##### Supplied entries #####

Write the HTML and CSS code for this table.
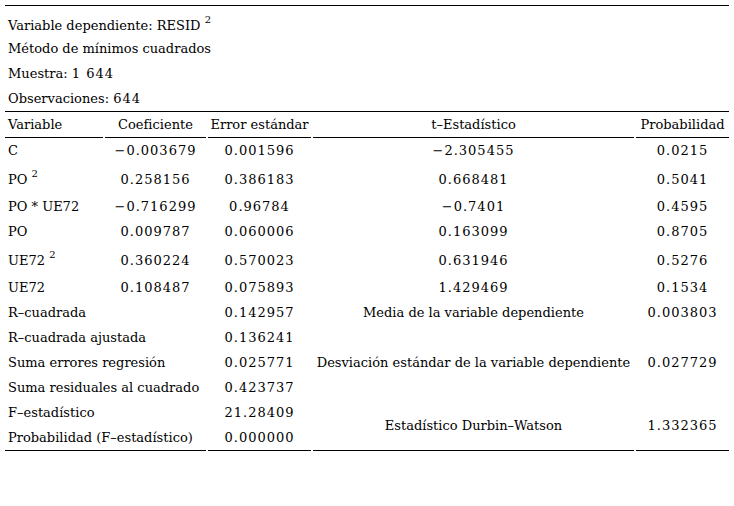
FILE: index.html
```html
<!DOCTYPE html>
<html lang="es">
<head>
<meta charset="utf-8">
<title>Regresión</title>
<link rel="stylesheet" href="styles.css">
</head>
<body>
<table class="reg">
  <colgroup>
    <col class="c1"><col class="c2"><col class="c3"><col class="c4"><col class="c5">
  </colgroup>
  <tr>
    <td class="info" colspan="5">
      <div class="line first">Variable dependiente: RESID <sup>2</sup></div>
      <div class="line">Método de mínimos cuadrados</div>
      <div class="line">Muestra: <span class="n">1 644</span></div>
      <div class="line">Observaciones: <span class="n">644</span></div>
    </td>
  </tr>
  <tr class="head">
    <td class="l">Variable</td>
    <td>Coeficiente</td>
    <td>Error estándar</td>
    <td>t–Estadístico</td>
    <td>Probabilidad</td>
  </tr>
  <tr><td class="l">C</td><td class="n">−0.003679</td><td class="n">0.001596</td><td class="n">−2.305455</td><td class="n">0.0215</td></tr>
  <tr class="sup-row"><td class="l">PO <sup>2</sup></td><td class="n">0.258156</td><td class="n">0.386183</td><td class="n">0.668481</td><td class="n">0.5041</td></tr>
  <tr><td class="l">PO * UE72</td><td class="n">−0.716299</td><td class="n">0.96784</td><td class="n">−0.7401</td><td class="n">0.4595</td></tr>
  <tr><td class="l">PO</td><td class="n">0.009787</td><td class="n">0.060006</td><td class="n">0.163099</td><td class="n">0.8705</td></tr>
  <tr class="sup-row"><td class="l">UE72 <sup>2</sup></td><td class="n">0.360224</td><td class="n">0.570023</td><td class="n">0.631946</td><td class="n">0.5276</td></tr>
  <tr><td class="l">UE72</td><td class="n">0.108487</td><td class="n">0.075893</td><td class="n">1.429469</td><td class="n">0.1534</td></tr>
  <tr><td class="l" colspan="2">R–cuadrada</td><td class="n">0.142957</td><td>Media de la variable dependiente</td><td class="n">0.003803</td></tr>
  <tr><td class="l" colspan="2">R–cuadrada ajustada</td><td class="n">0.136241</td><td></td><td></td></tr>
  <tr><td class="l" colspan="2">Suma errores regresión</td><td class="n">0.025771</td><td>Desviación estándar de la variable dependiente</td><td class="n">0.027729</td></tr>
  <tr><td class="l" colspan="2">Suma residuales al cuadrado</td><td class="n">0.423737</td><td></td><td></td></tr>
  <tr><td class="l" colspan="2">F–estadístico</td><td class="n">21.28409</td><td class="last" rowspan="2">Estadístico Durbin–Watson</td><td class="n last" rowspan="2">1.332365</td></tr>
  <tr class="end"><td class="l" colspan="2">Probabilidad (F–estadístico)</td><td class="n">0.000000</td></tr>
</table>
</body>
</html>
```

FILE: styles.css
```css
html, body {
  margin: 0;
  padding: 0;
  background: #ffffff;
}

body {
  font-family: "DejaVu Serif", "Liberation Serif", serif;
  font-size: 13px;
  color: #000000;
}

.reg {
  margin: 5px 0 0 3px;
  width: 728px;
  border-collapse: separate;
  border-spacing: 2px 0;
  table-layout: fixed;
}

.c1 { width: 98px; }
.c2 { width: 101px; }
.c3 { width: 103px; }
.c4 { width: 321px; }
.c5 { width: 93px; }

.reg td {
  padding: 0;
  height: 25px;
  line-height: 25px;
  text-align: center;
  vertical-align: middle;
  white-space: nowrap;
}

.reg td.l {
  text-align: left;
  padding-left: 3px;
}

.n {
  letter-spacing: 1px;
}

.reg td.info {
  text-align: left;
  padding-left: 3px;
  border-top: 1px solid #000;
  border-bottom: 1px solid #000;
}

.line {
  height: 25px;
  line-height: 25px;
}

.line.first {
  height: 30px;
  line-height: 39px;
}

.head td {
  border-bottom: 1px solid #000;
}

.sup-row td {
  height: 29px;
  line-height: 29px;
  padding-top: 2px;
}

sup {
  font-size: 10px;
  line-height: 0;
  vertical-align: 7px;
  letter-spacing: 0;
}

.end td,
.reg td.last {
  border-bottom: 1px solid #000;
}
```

#####
##### Supplied entries #####

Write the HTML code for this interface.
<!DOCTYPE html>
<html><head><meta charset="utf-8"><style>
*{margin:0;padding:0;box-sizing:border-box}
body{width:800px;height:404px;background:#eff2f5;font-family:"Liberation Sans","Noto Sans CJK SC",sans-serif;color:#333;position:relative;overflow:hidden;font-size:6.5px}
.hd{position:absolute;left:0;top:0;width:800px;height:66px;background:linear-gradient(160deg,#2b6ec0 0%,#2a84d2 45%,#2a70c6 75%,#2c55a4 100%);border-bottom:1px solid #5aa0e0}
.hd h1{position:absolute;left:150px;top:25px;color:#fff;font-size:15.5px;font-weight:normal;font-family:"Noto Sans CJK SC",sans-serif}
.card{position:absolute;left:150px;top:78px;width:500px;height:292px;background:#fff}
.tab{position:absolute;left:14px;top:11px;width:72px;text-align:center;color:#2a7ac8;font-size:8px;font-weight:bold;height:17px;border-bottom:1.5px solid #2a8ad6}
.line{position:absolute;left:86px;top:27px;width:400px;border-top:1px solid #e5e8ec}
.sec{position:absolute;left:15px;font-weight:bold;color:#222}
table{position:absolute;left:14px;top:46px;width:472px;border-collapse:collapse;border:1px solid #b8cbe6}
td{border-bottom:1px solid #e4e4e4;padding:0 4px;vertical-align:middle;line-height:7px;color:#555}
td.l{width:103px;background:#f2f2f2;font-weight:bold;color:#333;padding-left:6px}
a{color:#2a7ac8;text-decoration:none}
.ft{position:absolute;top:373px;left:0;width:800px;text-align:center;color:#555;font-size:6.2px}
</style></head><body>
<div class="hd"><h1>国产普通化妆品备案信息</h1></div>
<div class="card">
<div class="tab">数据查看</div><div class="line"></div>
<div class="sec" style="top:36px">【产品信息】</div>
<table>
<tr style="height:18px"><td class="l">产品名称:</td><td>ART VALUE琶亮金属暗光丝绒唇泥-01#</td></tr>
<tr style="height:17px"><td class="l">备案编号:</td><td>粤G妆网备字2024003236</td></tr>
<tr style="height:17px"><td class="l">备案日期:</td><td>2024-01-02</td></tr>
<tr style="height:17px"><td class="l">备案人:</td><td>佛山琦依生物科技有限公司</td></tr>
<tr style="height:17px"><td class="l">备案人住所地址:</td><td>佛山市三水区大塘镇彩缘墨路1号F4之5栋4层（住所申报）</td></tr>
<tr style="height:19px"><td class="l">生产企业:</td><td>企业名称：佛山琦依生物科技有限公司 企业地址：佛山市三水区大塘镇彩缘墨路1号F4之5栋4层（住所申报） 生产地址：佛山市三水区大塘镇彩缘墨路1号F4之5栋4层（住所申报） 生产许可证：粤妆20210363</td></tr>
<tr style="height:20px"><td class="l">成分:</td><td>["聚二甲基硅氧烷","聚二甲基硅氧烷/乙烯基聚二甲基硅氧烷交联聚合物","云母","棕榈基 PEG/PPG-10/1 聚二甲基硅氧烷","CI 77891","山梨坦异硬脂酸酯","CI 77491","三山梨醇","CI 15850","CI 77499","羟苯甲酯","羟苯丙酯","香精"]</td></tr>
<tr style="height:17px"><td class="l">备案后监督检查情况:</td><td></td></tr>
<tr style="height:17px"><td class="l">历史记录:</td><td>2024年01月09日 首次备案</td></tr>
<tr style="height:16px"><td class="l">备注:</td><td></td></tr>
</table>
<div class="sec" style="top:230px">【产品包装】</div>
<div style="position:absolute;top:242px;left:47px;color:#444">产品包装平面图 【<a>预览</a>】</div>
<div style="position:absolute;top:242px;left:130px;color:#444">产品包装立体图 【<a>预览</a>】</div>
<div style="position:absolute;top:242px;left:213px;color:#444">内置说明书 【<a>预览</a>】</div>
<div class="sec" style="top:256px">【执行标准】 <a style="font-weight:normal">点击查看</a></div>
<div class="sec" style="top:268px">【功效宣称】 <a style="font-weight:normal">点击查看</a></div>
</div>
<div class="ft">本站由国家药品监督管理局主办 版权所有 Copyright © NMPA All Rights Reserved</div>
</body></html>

#####

• _Problem_: Determine the number of lines in the records that include the string "table", and respond with that number only.

• _The completed task_: 7